When to Use Guilt in Fundraising


I believe that the use of the highly manipulative nature of guilt in fundraising is one of the reasons that people HATE when the church/ministries talk about money. People have been abused emotionally (and sometimes verbally) for the sake of the dollar and this should not be so. As Paul writes in 2 Corinthians 9:7:

Each one must give as he has decided in his heart, not reluctantly or under compulsion, for God loves a cheerful giver.

If God has called you to this work, God is able and more than willing to see to it that it is funded.

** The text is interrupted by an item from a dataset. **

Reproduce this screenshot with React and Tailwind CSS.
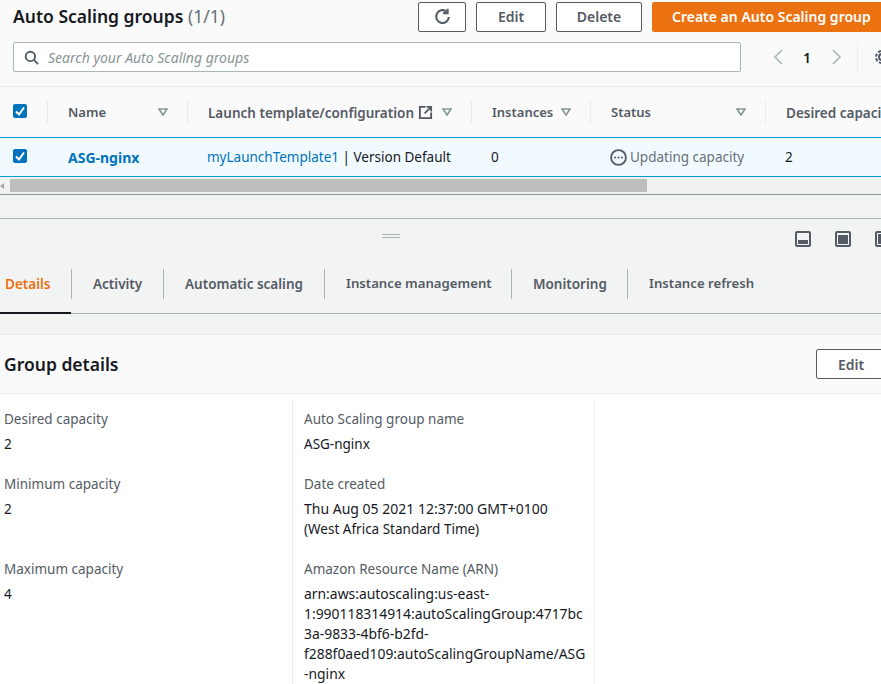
const font = { fontFamily: '"Noto Sans", sans-serif' };

function Checkbox() {
  return (
    <span className="w-[14px] h-[14px] rounded-[2px] bg-[#0073bb] flex items-center justify-center shrink-0">
      <svg viewBox="0 0 14 14" className="w-[14px] h-[14px]" fill="none" stroke="#fff" strokeWidth="2">
        <path d="M3 7.5 L6 10.5 L11 3.5" />
      </svg>
    </span>
  );
}

function SortIcon() {
  return (
    <svg viewBox="0 0 10 8" className="w-[10px] h-[8px] shrink-0" fill="none" stroke="#879596" strokeWidth="1.6">
      <path d="M1 1 H9 L5 7 Z" />
    </svg>
  );
}

function HeaderCell({ className, label, extra, wide, sep = true }) {
  return (
    <div className={`relative flex items-center shrink-0 h-full ${className}`}>
      <span className={`pt-[2px] font-semibold text-[#545b64] whitespace-nowrap ${wide ? 'text-[13.5px]' : 'text-[13px]'}`}>{label}</span>
      {extra}
      {sep && <span className="absolute right-0 top-[13px] h-[24px] w-px bg-[#eaeded]" />}
    </div>
  );
}

function Button({ className, children }) {
  return (
    <button className={`h-[30px] shrink-0 rounded-[2px] border border-[#545b64] bg-white text-[14px] font-semibold text-[#545b64] flex items-center justify-center ${className}`}>
      {children}
    </button>
  );
}

function Tab({ label, className, active, tight }) {
  return (
    <div className={`h-[30px] flex items-center shrink-0 ${className}`}>
      <span className={`font-semibold whitespace-nowrap ${tight ? 'text-[13.2px]' : 'text-[13.5px]'} ${active ? 'text-[#ec7211]' : 'text-[#545b64]'}`}>{label}</span>
    </div>
  );
}

function TabSep() {
  return <span className="w-px h-[30px] bg-[#aab7b8] shrink-0" />;
}

function PaneIcon({ variant }) {
  return (
    <svg viewBox="0 0 16 16" className="w-[16px] h-[16px] shrink-0" fill="none">
      <rect x="1" y="1" width="14" height="14" rx="1" stroke="#545b64" strokeWidth="2" />
      {variant === 'bottom' && <rect x="3" y="9" width="10" height="4" fill="#545b64" />}
      {variant === 'full' && <rect x="3" y="4" width="10" height="9" fill="#545b64" />}
      {variant === 'side' && <rect x="3" y="3" width="5" height="10" fill="#545b64" />}
    </svg>
  );
}

function Field({ label, children, className }) {
  return (
    <div className={className}>
      <div className="text-[13.5px] leading-[20px] text-[#545b64]">{label}</div>
      <div className="mt-[5px] text-[13.5px] leading-[20px] text-[#16191f]">{children}</div>
    </div>
  );
}

const arnLines = [
  'arn:aws:autoscaling:us-east-',
  '1:990118314914:autoScalingGroup:4717bc',
  '3a-9833-4bf6-b2fd-',
  'f288f0aed109:autoScalingGroupName/ASG',
  '-nginx',
];

export default function App() {
  return (
    <div className="w-[881px] h-[684px] overflow-hidden bg-white" style={font}>
      <div className="bg-[#fafafa] h-[87px] border-b border-[#eaeded] overflow-hidden">
        <div className="flex items-center h-[33px] pl-[13px] gap-[10px] w-[900px]">
          <h1 className="text-[17.5px] font-semibold text-[#16191f] whitespace-nowrap w-[395px]">
            Auto Scaling groups <span className="font-normal text-[#687078]">(1/1)</span>
          </h1>
          <Button className="w-[48px]">
            <svg viewBox="0 0 16 16" className="w-[17px] h-[17px]" fill="none" stroke="#545b64" strokeWidth="2">
              <path d="M14 8.5 A6 6 0 1 1 11.8 3.4" />
              <path d="M12.8 0.6 V4.8 H8.6" />
            </svg>
          </Button>
          <Button className="w-[70px]">Edit</Button>
          <Button className="w-[86px]">Delete</Button>
          <button className="h-[30px] w-[240px] shrink-0 rounded-[2px] bg-[#ec7211] text-[14px] font-semibold text-white text-left pl-[20px]">
            Create an Auto Scaling group
          </button>
        </div>
        <div className="flex items-center h-[30px] mt-[9px] pl-[13px] w-[900px]">
          <div className="w-[728px] h-[30px] shrink-0 bg-white border border-[#aab7b8] rounded-[2px] flex items-center pl-[10px]">
            <svg viewBox="0 0 16 16" className="w-[15px] h-[15px]" fill="none" stroke="#545b64" strokeWidth="2">
              <circle cx="6.8" cy="6.8" r="5" />
              <path d="M10.5 10.5 L15 15" />
            </svg>
            <span className="ml-[9px] text-[14px] italic text-[#879596]">Search your Auto Scaling groups</span>
          </div>
          <svg viewBox="0 0 10 16" className="ml-[32px] w-[10px] h-[16px]" fill="none" stroke="#aab7b8" strokeWidth="1.6">
            <path d="M9 1 L2 8 L9 15" />
          </svg>
          <span className="ml-[20px] text-[14px] font-semibold text-[#16191f]">1</span>
          <svg viewBox="0 0 10 16" className="ml-[21px] w-[10px] h-[16px]" fill="none" stroke="#aab7b8" strokeWidth="1.6">
            <path d="M1 1 L8 8 L1 15" />
          </svg>
          <span className="ml-[15px] w-px h-[30px] bg-[#eaeded]" />
          <svg viewBox="0 0 16 16" className="ml-[16px] w-[16px] h-[16px] shrink-0" fill="none" stroke="#545b64" strokeWidth="2">
            <circle cx="8" cy="8" r="3" />
            <circle cx="8" cy="8" r="6" strokeDasharray="3 1.7" />
          </svg>
        </div>
      </div>

      <div className="flex h-[50px] bg-[#fafafa] w-[900px]">
        <div className="relative w-[48px] h-full pl-[13px] pb-[3px] flex items-center shrink-0">
          <Checkbox />
          <span className="absolute right-0 top-[13px] h-[24px] w-px bg-[#eaeded]" />
        </div>
        <HeaderCell className="w-[140px] pl-[20px] justify-between pr-[20px]" label="Name" extra={<SortIcon />} />
        <HeaderCell
          className="w-[284px] pl-[20px]"
          label="Launch template/configuration"
          wide
          extra={
            <>
              <svg viewBox="0 0 16 16" className="ml-[4px] w-[15px] h-[15px] shrink-0" fill="none" stroke="#545b64" strokeWidth="2">
                <path d="M8 2 H2 V14 H14 V8" />
                <path d="M9 2 H14 V7 M14 2 L7 9" />
              </svg>
              <span className="ml-[9px]"><SortIcon /></span>
            </>
          }
        />
        <HeaderCell className="w-[119px] pl-[20px]" label="Instances" extra={<span className="ml-[8px]"><SortIcon /></span>} />
        <HeaderCell className="w-[175px] pl-[20px] justify-between pr-[20px]" label="Status" extra={<SortIcon />} />
        <HeaderCell className="pl-[20px]" label="Desired capacity" wide sep={false} />
      </div>

      <div className="flex items-center h-[40px] bg-[#f1faff] border-y border-[#00a1c9] w-[900px] text-[13.5px] text-[#16191f]">
        <div className="w-[48px] pl-[13px] pb-[2px] shrink-0"><Checkbox /></div>
        <div className="w-[139px] pl-[20px] shrink-0 text-[14px] font-bold text-[#0073bb]">ASG-nginx</div>
        <div className="w-[284px] pl-[20px] shrink-0 whitespace-nowrap">
          <span className="text-[#0073bb]">myLaunchTemplate1</span> | Version Default
        </div>
        <div className="w-[120px] pl-[20px] shrink-0">0</div>
        <div className="w-[175px] pl-[19px] shrink-0 flex items-center text-[#687078]">
          <svg viewBox="0 0 16 16" className="w-[17px] h-[17px] shrink-0 mr-[3px]" fill="none">
            <circle cx="8" cy="8" r="7" stroke="#545b64" strokeWidth="1.7" />
            <circle cx="4.8" cy="8" r="1" fill="#545b64" />
            <circle cx="8" cy="8" r="1" fill="#545b64" />
            <circle cx="11.2" cy="8" r="1" fill="#545b64" />
          </svg>
          Updating capacity
        </div>
        <div className="pl-[19px]">2</div>
      </div>

      <div className="h-[18px] bg-[#f1f1f1] border-b border-[#879596] flex items-center">
        <span className="w-[10px] shrink-0 flex items-center">
          <svg viewBox="0 0 4 6" className="w-[4px] h-[6px]"><path d="M4 0 L0 3 L4 6 Z" fill="#a3a3a3" /></svg>
        </span>
        <span className="w-[637px] h-[13px] bg-[#bdbdbd]" />
      </div>

      <div className="h-[23px] bg-[#f2f3f3]" />

      <div className="h-[96px] bg-[#f2f3f3] border-t border-[#aab7b8] relative overflow-hidden">
        <div className="h-[40px] relative">
          <span className="absolute left-[382px] top-[15px] w-[18px] h-[4px] border-y border-[#aab7b8]" />
          <div className="absolute top-[12px] left-[795px] flex gap-[24px]">
            <PaneIcon variant="bottom" />
            <PaneIcon variant="full" />
            <PaneIcon variant="side" />
          </div>
        </div>
        <div className="flex items-start h-[45px] mt-[10px] border-b border-[#aab7b8] relative">
          <Tab label="Details" className="w-[71px] pl-[5px]" active />
          <TabSep />
          <Tab label="Activity" className="w-[91px] pl-[21px]" />
          <TabSep />
          <Tab label="Automatic scaling" className="w-[160px] pl-[21px]" />
          <TabSep />
          <Tab label="Instance management" className="w-[186px] pl-[21px]" tight />
          <TabSep />
          <Tab label="Monitoring" className="w-[115px] pl-[21px]" />
          <TabSep />
          <Tab label="Instance refresh" className="pl-[21px]" tight />
          <span className="absolute left-0 bottom-[-1px] w-[71px] h-[2px] bg-[#16191f]" />
        </div>
      </div>

      <div className="h-[20px] bg-[#f2f3f3]" />

      <div className="h-[60px] bg-[#fafafa] border-y border-[#eaeded] flex items-center relative overflow-hidden">
        <h2 className="pl-[4px] text-[17.5px] font-semibold text-[#16191f]">Group details</h2>
        <Button className="absolute left-[816px] top-[14px] w-[70px]">Edit</Button>
      </div>

      <div className="flex pt-[6px]">
        <div className="w-[293px] shrink-0 border-r border-[#eaeded] pl-[4px] pt-[9px] h-[290px]">
          <Field label="Desired capacity">2</Field>
          <Field label="Minimum capacity" className="mt-[20px]">2</Field>
          <Field label="Maximum capacity" className="mt-[40px]">4</Field>
        </div>
        <div className="w-[302px] shrink-0 border-r border-[#eaeded] pl-[11px] pt-[9px] h-[290px]">
          <Field label="Auto Scaling group name">ASG-nginx</Field>
          <Field label="Date created" className="mt-[20px]">
            <span className="block text-[14px]">Thu Aug 05 2021 12:37:00 GMT+0100</span>
            <span className="block">(West Africa Standard Time)</span>
          </Field>
          <Field label="Amazon Resource Name (ARN)" className="mt-[20px]">
            {arnLines.map((line) => (
              <span key={line} className="block whitespace-nowrap text-[13.9px]">{line}</span>
            ))}
          </Field>
        </div>
      </div>
    </div>
  );
}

Here are a few tips to keep you from becoming the manipulative twerp that is harmful, rather than helpful:

  1. Hope in Jesus: Jesus made a way for sinners to be reconciled to God. If you have been reconciled to the Father through the Son, then you are a child of God, whom has a great Father!
  2. Serve More Than You Are Served: If your fundraising efforts aren’t postured from a desire to serve your donors in a way that strengthens their faith, then please, leave them alone!
  3. Focus on the Mission: It is so tempting to focus on the funding at the expense of the mission. When a fundraiser is sold on the mission they are raising for, the funding will follow. There are times where we get ahead of the Lord and believe something is from Him that is not. That is still mercy. Be grateful, wise, and then in community refocus the mission.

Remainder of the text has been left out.